The final leg of Oriole’s journey will take it into the Gulf of the St. Lawrence for Canada 150 celebrations in Charlottetown, followed by a variety of short visits throughout the Maritimes and Quebec.

“It’s both an honour and incredible opportunity to be part of this event when you consider Oriole has been sailing in Canadian waters for 96 of those 150 years of Confederation,” says LCdr Wills.

Following the sesquicentennial celebrations, Oriole will remain on the East Coast for a refit during the winter.

In April 2018, the sailing ketch will take a shorter, more direct 7,000 nautical mile homeward journey through the Panama Canal, arriving back in Esquimalt in August.

LCdr Wills says the deployment is among Oriole’s most ambitious.

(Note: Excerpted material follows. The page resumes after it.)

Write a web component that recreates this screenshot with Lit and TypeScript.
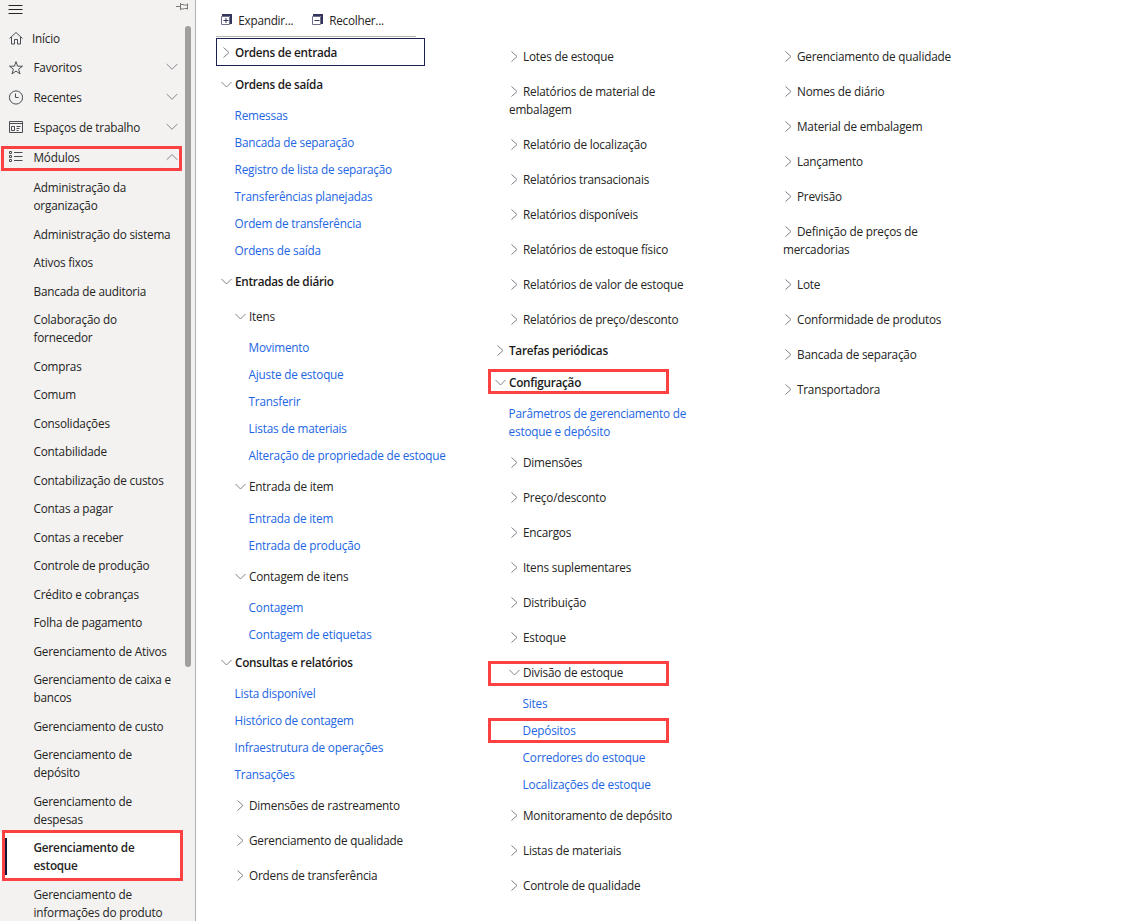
import { LitElement, html, css, svg, nothing } from "lit";
import { customElement, property } from "lit/decorators.js";

type Kind = "section" | "node" | "link";
interface Row {
  kind: Kind;
  lines: string[];
  open?: boolean;
  level?: number;
  mark?: boolean;
  focus?: boolean;
  gap?: string;
}

const section = (text: string, o: Partial<Row> = {}): Row => ({ kind: "section", lines: [text], ...o });
const node = (text: string, o: Partial<Row> = {}): Row => ({ kind: "node", lines: text.split("|"), ...o });
const link = (text: string, level = 1, o: Partial<Row> = {}): Row => ({ kind: "link", lines: text.split("|"), level, ...o });

const COLUMNS: Row[][] = [
  [
    section("Ordens de entrada", { focus: true }),
    section("Ordens de saída", { open: true }),
    link("Remessas", 1, { gap: "first" }),
    link("Bancada de separação"),
    link("Registro de lista de separação"),
    link("Transferências planejadas"),
    link("Ordem de transferência"),
    link("Ordens de saída"),
    section("Entradas de diário", { open: true, gap: "first" }),
    node("Itens", { open: true, gap: "first" }),
    link("Movimento", 2),
    link("Ajuste de estoque", 2),
    link("Transferir", 2),
    link("Listas de materiais", 2),
    link("Alteração de propriedade de estoque", 2),
    node("Entrada de item", { open: true }),
    link("Entrada de item", 2, { gap: "thin" }),
    link("Entrada de produção", 2),
    node("Contagem de itens", { open: true }),
    link("Contagem", 2),
    link("Contagem de etiquetas", 2),
    section("Consultas e relatórios", { open: true, gap: "tight" }),
    link("Lista disponível", 1, { gap: "first" }),
    link("Histórico de contagem"),
    link("Infraestrutura de operações"),
    link("Transações"),
    node("Dimensões de rastreamento"),
    node("Gerenciamento de qualidade"),
    node("Ordens de transferência"),
  ],
  [
    node("Lotes de estoque"),
    node("Relatórios de material de|embalagem"),
    node("Relatório de localização"),
    node("Relatórios transacionais"),
    node("Relatórios disponíveis"),
    node("Relatórios de estoque físico"),
    node("Relatórios de valor de estoque"),
    node("Relatórios de preço/desconto"),
    section("Tarefas periódicas", { gap: "tighter" }),
    section("Configuração", { open: true, mark: true }),
    link("Parâmetros de gerenciamento de|estoque e depósito", 1, { gap: "first" }),
    node("Dimensões"),
    node("Preço/desconto"),
    node("Encargos"),
    node("Itens suplementares"),
    node("Distribuição"),
    node("Estoque"),
    node("Divisão de estoque", { open: true, mark: true }),
    link("Sites", 2),
    link("Depósitos", 2, { mark: true }),
    link("Corredores do estoque", 2),
    link("Localizações de estoque", 2),
    node("Monitoramento de depósito"),
    node("Listas de materiais"),
    node("Controle de qualidade"),
  ],
  [
    node("Gerenciamento de qualidade"),
    node("Nomes de diário"),
    node("Material de embalagem"),
    node("Lançamento"),
    node("Previsão"),
    node("Definição de preços de|mercadorias"),
    node("Lote"),
    node("Conformidade de produtos"),
    node("Bancada de separação"),
    node("Transportadora"),
  ],
];

const MODULES = [
  "Administração da|organização", "Administração do sistema", "Ativos fixos", "Bancada de auditoria",
  "Colaboração do|fornecedor", "Compras", "Comum", "Consolidações", "Contabilidade",
  "Contabilização de custos", "Contas a pagar", "Contas a receber", "Controle de produção",
  "Crédito e cobranças", "Folha de pagamento", "Gerenciamento de Ativos",
  "Gerenciamento de caixa e|bancos", "Gerenciamento de custo", "Gerenciamento de|depósito",
  "Gerenciamento de|despesas", "Gerenciamento de|estoque", "Gerenciamento de|informações do produto",
];
const ACTIVE = "Gerenciamento de|estoque";

const ICONS: Record<string, unknown> = {
  home: svg`<path d="M1.500 7.500 8 1.500 14.500 7.500M3.500 6V13H6.500V8.500H9.500V13H12.500V6"/>`,
  star: svg`<path d="M8 1.600 9.600 6.200H14.500L10.600 9.200 12 13.900 8 11.100 4 13.900 5.400 9.200 1.500 6.200H6.400Z"/>`,
  clock: svg`<circle cx="8" cy="7.500" r="6.600"/><path d="M7.500 3.500V7.500H10.500"/>`,
  board: svg`<path d="M1.500 1.500H14.500V12.500H1.500ZM1.500 3.500H14.500M3.500 6.500H6.500V10.500H3.500ZM8.500 6.500H12.500M8.500 8.500H11.500M8.500 10.500H10.500"/>`,
  modules: svg`<path d="M1.500 1.500H3.500V3.500H1.500ZM1.500 5.500H3.500V7.500H1.500ZM1.500 9.500H3.500V11.500H1.500ZM6 2.500H14.500M6 6.500H14.500M6 10.500H14.500"/>`,
};

const breakLines = (lines: string[]) => lines.map((l, i) => (i ? html`<br />${l}` : l));

@customElement("nav-sidebar")
export class NavSidebar extends LitElement {
  static styles = css`
    :host { display: block; position: relative; box-sizing: border-box; width: 196px; height: 921px; overflow: hidden;
      background: #f3f2f1; border-right: 1px solid #b3b1af; flex: none; }
    .top { display: flex; justify-content: space-between; height: 24px; padding: 0 6px 0 8px; box-sizing: border-box; }
    .top svg { display: block; }
    .row { position: relative; display: flex; align-items: center; height: 30px; padding: 0 17px 0 8px; }
    .row.home { height: 29px; }
    .row .label { margin-left: 9.500px; flex: 1; padding-bottom: 2px; }
    .row.home .label { margin-left: 8px; }
    .icon { fill: none; stroke: #4a4e54; stroke-width: 1; flex: none; }
    .chev { fill: none; stroke: #84868a; stroke-width: 1; margin-top: -2px; }
    .module { line-height: 18px; padding: 5.250px 0 5.250px 33.500px; position: relative; }
    .active { background: #fff; font-weight: 600; letter-spacing: -0.25px; margin-right: 14px; }
    .active::before { content: ""; position: absolute; left: 5px; top: 5px; width: 2px; height: 37px; background: #14143c; }
    .mark { position: absolute; border: 3px solid #fb4141; box-sizing: border-box; left: 1px; width: 181px; top: 3px; height: 25px; }
    .active .mark { left: 2px; top: -3px; width: 181px; height: 51px; }
    .thumb { position: absolute; right: 4px; top: 26px; width: 6px; height: 641px; border-radius: 3px; background: #a19f9d; }
  `;

  private row(icon: string, label: string, dir = "", mark = false) {
    return html`<div class="row ${icon}">
      <svg class="icon" width="16" height="16" viewBox="0 0 16 16">${ICONS[icon]}</svg>
      <span class="label">${label}</span>
      ${dir
        ? html`<svg class="chev" width="12" height="8" viewBox="0 0 12 8">
            <path d=${dir === "down" ? "M0.700 1 6 6.300 11.300 1" : "M0.700 6.800 6 1.500 11.300 6.800"} />
          </svg>`
        : nothing}
      ${mark ? html`<span class="mark"></span>` : nothing}
    </div>`;
  }

  render() {
    return html`
      <div class="top">
        <svg width="16" height="16" viewBox="0 0 16 16" stroke="#262626" fill="none"><path d="M0.500 5.500H14.500M0.500 9.500H14.500M0.500 13.500H14.500" /></svg>
        <svg width="13" height="13" viewBox="0 0 13 13" stroke="#77797b" fill="none"><path d="M0 6.500H4.500M4.500 3V10M4.500 4.500H7L8.500 5H11.500V8.500H8.500L7 9H4.500M11.500 3.500V9.500" /></svg>
      </div>
      ${this.row("home", "Início")}
      ${this.row("star", "Favoritos", "down")}
      ${this.row("clock", "Recentes", "down")}
      ${this.row("board", "Espaços de trabalho", "down")}
      ${this.row("modules", "Módulos", "up", true)}
      <div>${MODULES.map(
        (m) => html`<div class="module ${m === ACTIVE ? "active" : ""}">
          ${breakLines(m.split("|"))}${m === ACTIVE ? html`<span class="mark"></span>` : nothing}
        </div>`
      )}</div>
      <div class="thumb"></div>
    `;
  }
}

@customElement("menu-column")
export class MenuColumn extends LitElement {
  @property({ attribute: false }) rows: Row[] = [];

  static styles = css`
    :host { display: block; width: 274px; flex: none; }
    .row { position: relative; line-height: 18px; white-space: nowrap; }
    .section { font-weight: 600; letter-spacing: -0.27px; padding: 7px 0 7px 5px; color: #1b1a19; }
    .node { padding: 8.500px 0 8.500px 19px; }
    .link { padding: 4.500px 0 4.500px 18.600px; color: #2266e3; }
    .deep { padding-left: 32.600px; }
    .first { margin-top: 1.500px; }
    .thin { margin-top: 1px; }
    .tight { margin-top: -2px; }
    .tighter { margin-top: -2.500px; }
    .chev { display: inline-block; width: 14px; height: 12px; vertical-align: -2px; fill: none; stroke: #80808a; stroke-width: 1; }
    .focus { position: absolute; left: 0; top: 2px; width: 209px; height: 28px; box-sizing: border-box; border: 1px solid #1d1f4f; }
    .mark { position: absolute; left: -2px; top: calc(50% - 12px); width: 181px; height: 25px; box-sizing: border-box; border: 3px solid #fb4141; }
    .section .mark { top: calc(50% - 13px); }
    .node .mark { top: calc(50% - 11px); }
  `;

  render() {
    return this.rows.map(
      (r) => html`<div class="row ${r.kind} ${r.level === 2 ? "deep" : ""} ${r.gap ?? ""}">${r.kind === "link"
          ? nothing
          : html`<svg class="chev" viewBox="0 0 14 12"><path d=${r.open ? "M0.500 3 5.500 8 10.500 3" : "M2.500 0.500 8 5.500 2.500 10.500"} /></svg>`}${breakLines(r.lines)}${r.focus
          ? html`<span class="focus"></span>`
          : nothing}${r.mark ? html`<span class="mark"></span>` : nothing}</div>`
    );
  }
}

@customElement("app-root")
export class AppRoot extends LitElement {
  static styles = css`
    :host { display: flex; width: 1129px; height: 921px; overflow: hidden; background: #fff; color: #252423;
      font: 11.750px/18px "Open Sans", "Noto Sans", sans-serif; letter-spacing: -0.2px; }
    .main { flex: 1; min-width: 0; padding-left: 20px; }
    .tools { display: flex; align-items: center; width: 200px; height: 37px; box-sizing: border-box; padding: 5px 0 0 5px; border-bottom: 1px solid #b5b5b5; }
    .tool { display: flex; align-items: center; margin-right: 18.500px; white-space: nowrap; letter-spacing: -0.25px; }
    .tool svg { margin: -2px 5.300px 0 0; }
    .tool span { padding-bottom: 2px; }
    .columns { display: flex; align-items: flex-start; margin-top: -1px; }
    .late { padding-top: 2px; }
  `;

  private tool(label: string, plus: boolean) {
    return html`<div class="tool">
      <svg width="12" height="12" viewBox="0 0 12 12" fill="none" stroke="#34355c">
        <path d="M0.500 2.500H8.500V10.500H0.500Z" stroke="#6d6e88" />
        <path d="M1 1H10V10" stroke-width="2" />
        <path d=${plus ? "M2.500 6.500H7.500M5 4V9" : "M2.500 6.500H7.500"} />
      </svg><span>${label}</span>
    </div>`;
  }

  render() {
    return html`
      <nav-sidebar></nav-sidebar>
      <div class="main">
        <div class="tools">${this.tool("Expandir...", true)}${this.tool("Recolher...", false)}</div>
        <div class="columns">
          ${COLUMNS.map((rows, i) => html`<menu-column class=${i ? "late" : ""} .rows=${rows}></menu-column>`)}
        </div>
      </div>
    `;
  }
}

While it did complete a deployment to the East Coast and Quebec in 1984, the lengthiest sails were to Australia and New Zealand in the latter half of the 20th century.

Before it sets sail in March, Oriole is undergoing significant equipment renewal with replacement of both generators and its water maker, plus establishment of an Internet connection and a significant rebuild of the navigation suite. The vessel will stock “far more than the usual” contingencies of equipment and fresh and dried food.

The supplies will help the ship’s company survive the wide range of sea states expected from the Pacific Ocean through to the East Coast. LCdr Wills and his crew will rely heavily on Maritime Forces Pacific and Maritime Forces Atlantic for weather updates, and other logistical requirements.

Unlike a warship that has warm and dry lower decks and bridge, Oriole is open to the elements.

“Members of this ship will spend many hours on the upper decks, exposed to the weather, and the motion of the boat,” LCdr Wills says. “It’s going to be a culture change for a lot of folks used to working in an air conditioned, temperature-controlled room.”

The skills and experience earned during this open water sailing on a wind-powered vessel will transform even the most seasoned sailor, says LCdr Wills.

“In the end the folks posted to Oriole will be a much more capable group of sailors than when they started,” he says. “While many of the sailing skills they will learn are not platform specific to their trades and jobs in the military, these skills will eventually transform into the furthered success of the modern fleet.”